◆ Your instructions: Quote all of the data that follows exactly as written, skipping the images.
* Start Provided data *
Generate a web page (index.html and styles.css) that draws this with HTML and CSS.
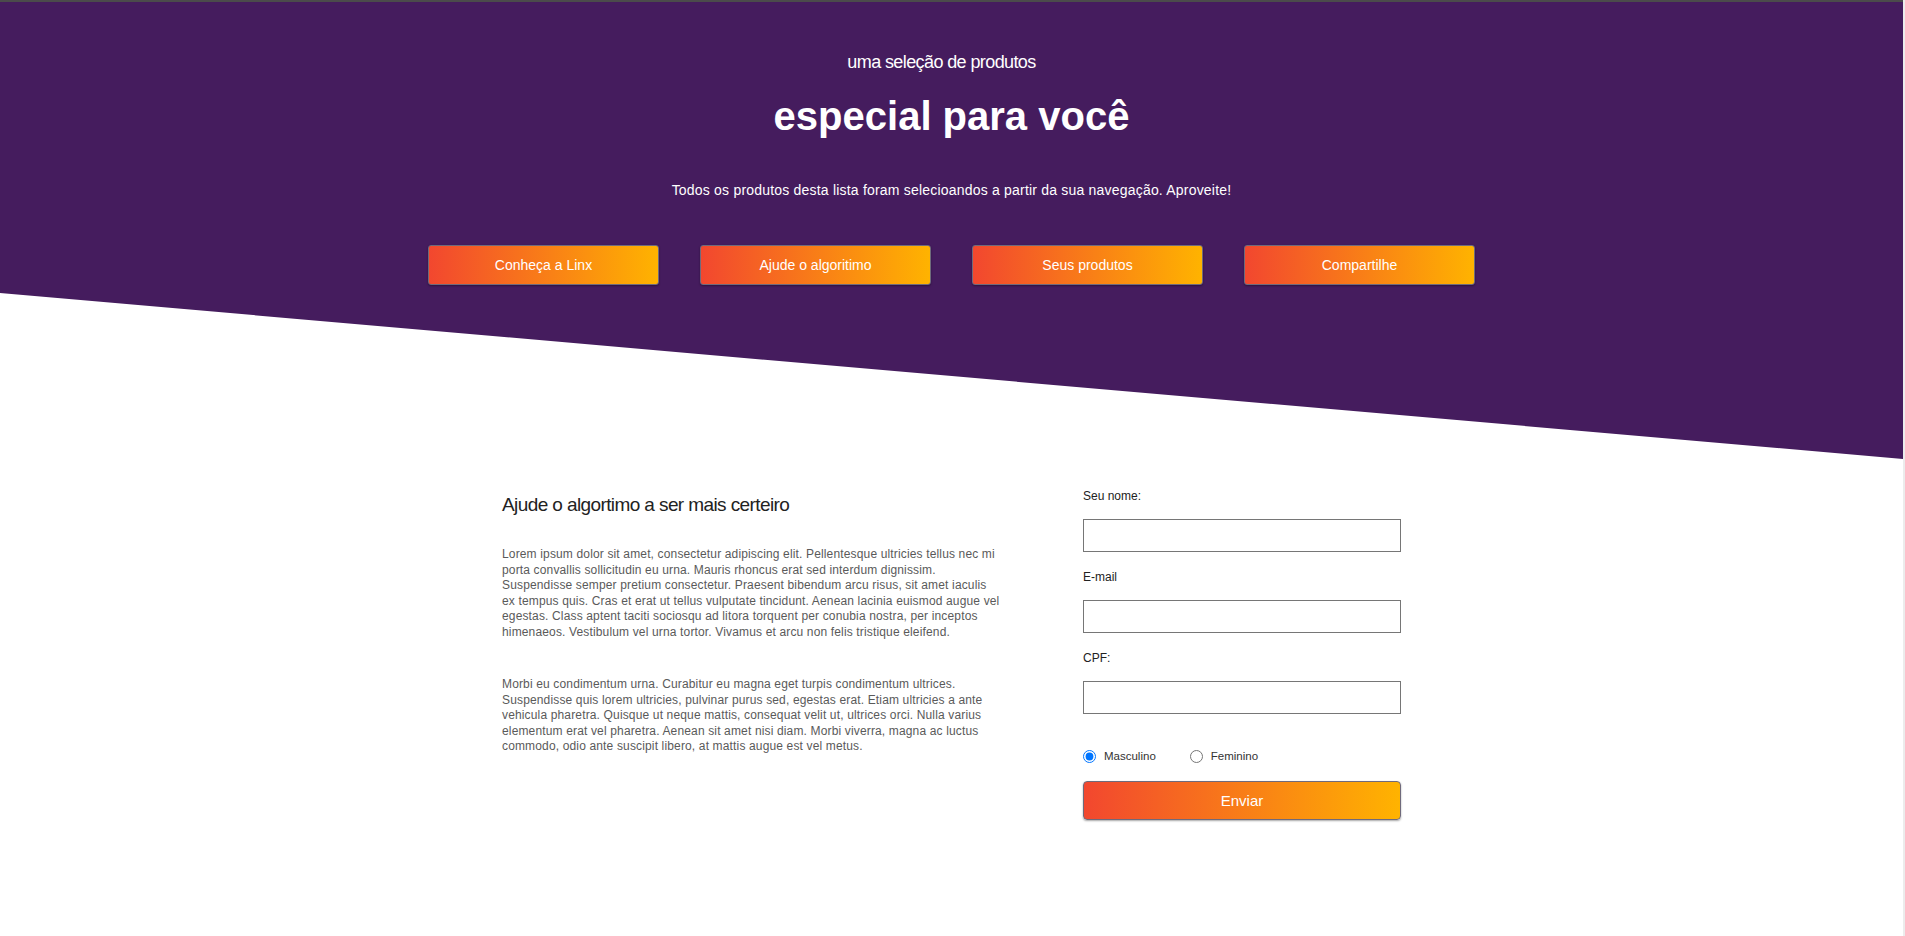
FILE: index.html
```html
<!DOCTYPE html>
<html lang="pt-BR">
<head>
<meta charset="utf-8">
<title>Especial para você</title>
<link rel="stylesheet" href="styles.css">
</head>
<body>
<div class="page">
  <header class="hero">
    <p class="kicker">uma seleção de produtos</p>
    <h1 class="title">especial para você</h1>
    <p class="lead">Todos os produtos desta lista foram selecioandos a partir da sua navegação. Aproveite!</p>
    <nav class="actions">
      <a class="btn" href="#">Conheça a Linx</a>
      <a class="btn" href="#">Ajude o algoritimo</a>
      <a class="btn" href="#">Seus produtos</a>
      <a class="btn" href="#">Compartilhe</a>
    </nav>
  </header>

  <main class="content">
    <section class="info">
      <h2 class="info-title">Ajude o algortimo a ser mais certeiro</h2>
      <p class="info-text first">Lorem ipsum dolor sit amet, consectetur adipiscing elit. Pellentesque ultricies tellus nec mi porta convallis sollicitudin eu urna. Mauris rhoncus erat sed interdum dignissim. Suspendisse semper pretium consectetur. Praesent bibendum arcu risus, sit amet iaculis ex tempus quis. Cras et erat ut tellus vulputate tincidunt. Aenean lacinia euismod augue vel egestas. Class aptent taciti sociosqu ad litora torquent per conubia nostra, per inceptos himenaeos. Vestibulum vel urna tortor. Vivamus et arcu non felis tristique eleifend.</p>
      <p class="info-text second">Morbi eu condimentum urna. Curabitur eu magna eget turpis condimentum ultrices. Suspendisse quis lorem ultricies, pulvinar purus sed, egestas erat. Etiam ultricies a ante vehicula pharetra. Quisque ut neque mattis, consequat velit ut, ultrices orci. Nulla varius elementum erat vel pharetra. Aenean sit amet nisi diam. Morbi viverra, magna ac luctus commodo, odio ante suscipit libero, at mattis augue est vel metus.</p>
    </section>

    <form class="form">
      <label class="field-label" for="nome">Seu nome:</label>
      <input class="field" id="nome" type="text">
      <label class="field-label" for="email">E-mail</label>
      <input class="field" id="email" type="text">
      <label class="field-label" for="cpf">CPF:</label>
      <input class="field" id="cpf" type="text">
      <div class="radios">
        <label class="radio"><input type="radio" name="sexo" checked> Masculino</label>
        <label class="radio"><input type="radio" name="sexo"> Feminino</label>
      </div>
      <button class="btn submit" type="button">Enviar</button>
    </form>
  </main>
</div>
</body>
</html>
```

FILE: styles.css
```css
* { box-sizing: border-box; }

html, body {
  margin: 0;
  padding: 0;
  background: #ececec;
}

body {
  font-family: "Liberation Sans", Arial, Helvetica, sans-serif;
  color: #222;
}

.page {
  width: calc(100% - 2px);
  min-height: 100vh;
  background: #fff;
}

.hero {
  height: 459px;
  border-top: 2px solid #4b4b4b;
  background: #451c5e;
  color: #fff;
  text-align: center;
  clip-path: polygon(0 0, 100% 0, 100% 100%, 0 293px);
  display: flex;
  flex-direction: column;
  align-items: center;
}

.kicker {
  margin: 49px 20px 0 0;
  font-size: 18px;
  line-height: 22px;
  letter-spacing: -0.6px;
}

.title {
  margin: 20px 0 0;
  font-size: 40px;
  line-height: 46px;
  font-weight: bold;
}

.lead {
  margin: 43px 0 0;
  font-size: 14px;
  line-height: 17px;
  letter-spacing: 0.2px;
}

.actions {
  margin-top: 46px;
  display: flex;
  gap: 41px;
}

.btn {
  display: flex;
  align-items: center;
  justify-content: center;
  width: 231px;
  height: 40px;
  border: 1px solid #6f6a7c;
  border-radius: 3px;
  background: linear-gradient(to right, #f2472f, #ffb300);
  color: #fff;
  font-family: inherit;
  font-size: 14px;
  text-decoration: none;
  box-shadow: 0 1px 2px rgba(0, 0, 0, 0.35);
}

.content {
  display: flex;
  justify-content: center;
  gap: 81px;
  padding-top: 30px;
  padding-bottom: 80px;
}

.info {
  width: 500px;
}

.info-title {
  margin: 5px 0 0;
  font-size: 19px;
  line-height: 22px;
  font-weight: normal;
  letter-spacing: -0.6px;
  color: #222;
}

.info-text {
  margin: 0;
  font-size: 12px;
  line-height: 15.5px;
  color: #5a5a5a;
  letter-spacing: 0.15px;
}

.info-text.first { margin-top: 31px; }
.info-text.second { margin-top: 37px; }

.form {
  width: 318px;
  display: flex;
  flex-direction: column;
}

.field-label {
  font-size: 12px;
  line-height: 14px;
  margin-bottom: 16px;
  color: #222;
}

.field {
  height: 33px;
  border: 1px solid #767676;
  border-radius: 0;
  margin: 0 0 18px;
  padding: 0 6px;
  font-family: inherit;
  font-size: 13px;
}

.field:last-of-type { margin-bottom: 35px; }

.radios {
  display: flex;
  align-items: center;
  gap: 34px;
  height: 14px;
  margin-bottom: 18px;
}

.radio {
  display: flex;
  align-items: center;
  gap: 8px;
  font-size: 11.5px;
  color: #333;
}

.radio input {
  margin: 0;
  width: 13px;
  height: 13px;
}

.btn.submit {
  width: 318px;
  height: 39px;
  border-radius: 4px;
  font-size: 15px;
  cursor: pointer;
}
```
* End Provided data *
◆ The solution:
Generate a web page (index.html and styles.css) that draws this with HTML and CSS.
FILE: index.html
```html
<!DOCTYPE html>
<html lang="pt-BR">
<head>
<meta charset="utf-8">
<title>Especial para você</title>
<link rel="stylesheet" href="styles.css">
</head>
<body>
<div class="page">
  <header class="hero">
    <p class="kicker">uma seleção de produtos</p>
    <h1 class="title">especial para você</h1>
    <p class="lead">Todos os produtos desta lista foram selecioandos a partir da sua navegação. Aproveite!</p>
    <nav class="actions">
      <a class="btn" href="#">Conheça a Linx</a>
      <a class="btn" href="#">Ajude o algoritimo</a>
      <a class="btn" href="#">Seus produtos</a>
      <a class="btn" href="#">Compartilhe</a>
    </nav>
  </header>

  <main class="content">
    <section class="info">
      <h2 class="info-title">Ajude o algortimo a ser mais certeiro</h2>
      <p class="info-text first">Lorem ipsum dolor sit amet, consectetur adipiscing elit. Pellentesque ultricies tellus nec mi porta convallis sollicitudin eu urna. Mauris rhoncus erat sed interdum dignissim. Suspendisse semper pretium consectetur. Praesent bibendum arcu risus, sit amet iaculis ex tempus quis. Cras et erat ut tellus vulputate tincidunt. Aenean lacinia euismod augue vel egestas. Class aptent taciti sociosqu ad litora torquent per conubia nostra, per inceptos himenaeos. Vestibulum vel urna tortor. Vivamus et arcu non felis tristique eleifend.</p>
      <p class="info-text second">Morbi eu condimentum urna. Curabitur eu magna eget turpis condimentum ultrices. Suspendisse quis lorem ultricies, pulvinar purus sed, egestas erat. Etiam ultricies a ante vehicula pharetra. Quisque ut neque mattis, consequat velit ut, ultrices orci. Nulla varius elementum erat vel pharetra. Aenean sit amet nisi diam. Morbi viverra, magna ac luctus commodo, odio ante suscipit libero, at mattis augue est vel metus.</p>
    </section>

    <form class="form">
      <label class="field-label" for="nome">Seu nome:</label>
      <input class="field" id="nome" type="text">
      <label class="field-label" for="email">E-mail</label>
      <input class="field" id="email" type="text">
      <label class="field-label" for="cpf">CPF:</label>
      <input class="field" id="cpf" type="text">
      <div class="radios">
        <label class="radio"><input type="radio" name="sexo" checked> Masculino</label>
        <label class="radio"><input type="radio" name="sexo"> Feminino</label>
      </div>
      <button class="btn submit" type="button">Enviar</button>
    </form>
  </main>
</div>
</body>
</html>
```

FILE: styles.css
```css
* { box-sizing: border-box; }

html, body {
  margin: 0;
  padding: 0;
  background: #ececec;
}

body {
  font-family: "Liberation Sans", Arial, Helvetica, sans-serif;
  color: #222;
}

.page {
  width: calc(100% - 2px);
  min-height: 100vh;
  background: #fff;
}

.hero {
  height: 459px;
  border-top: 2px solid #4b4b4b;
  background: #451c5e;
  color: #fff;
  text-align: center;
  clip-path: polygon(0 0, 100% 0, 100% 100%, 0 293px);
  display: flex;
  flex-direction: column;
  align-items: center;
}

.kicker {
  margin: 49px 20px 0 0;
  font-size: 18px;
  line-height: 22px;
  letter-spacing: -0.6px;
}

.title {
  margin: 20px 0 0;
  font-size: 40px;
  line-height: 46px;
  font-weight: bold;
}

.lead {
  margin: 43px 0 0;
  font-size: 14px;
  line-height: 17px;
  letter-spacing: 0.2px;
}

.actions {
  margin-top: 46px;
  display: flex;
  gap: 41px;
}

.btn {
  display: flex;
  align-items: center;
  justify-content: center;
  width: 231px;
  height: 40px;
  border: 1px solid #6f6a7c;
  border-radius: 3px;
  background: linear-gradient(to right, #f2472f, #ffb300);
  color: #fff;
  font-family: inherit;
  font-size: 14px;
  text-decoration: none;
  box-shadow: 0 1px 2px rgba(0, 0, 0, 0.35);
}

.content {
  display: flex;
  justify-content: center;
  gap: 81px;
  padding-top: 30px;
  padding-bottom: 80px;
}

.info {
  width: 500px;
}

.info-title {
  margin: 5px 0 0;
  font-size: 19px;
  line-height: 22px;
  font-weight: normal;
  letter-spacing: -0.6px;
  color: #222;
}

.info-text {
  margin: 0;
  font-size: 12px;
  line-height: 15.5px;
  color: #5a5a5a;
  letter-spacing: 0.15px;
}

.info-text.first { margin-top: 31px; }
.info-text.second { margin-top: 37px; }

.form {
  width: 318px;
  display: flex;
  flex-direction: column;
}

.field-label {
  font-size: 12px;
  line-height: 14px;
  margin-bottom: 16px;
  color: #222;
}

.field {
  height: 33px;
  border: 1px solid #767676;
  border-radius: 0;
  margin: 0 0 18px;
  padding: 0 6px;
  font-family: inherit;
  font-size: 13px;
}

.field:last-of-type { margin-bottom: 35px; }

.radios {
  display: flex;
  align-items: center;
  gap: 34px;
  height: 14px;
  margin-bottom: 18px;
}

.radio {
  display: flex;
  align-items: center;
  gap: 8px;
  font-size: 11.5px;
  color: #333;
}

.radio input {
  margin: 0;
  width: 13px;
  height: 13px;
}

.btn.submit {
  width: 318px;
  height: 39px;
  border-radius: 4px;
  font-size: 15px;
  cursor: pointer;
}
```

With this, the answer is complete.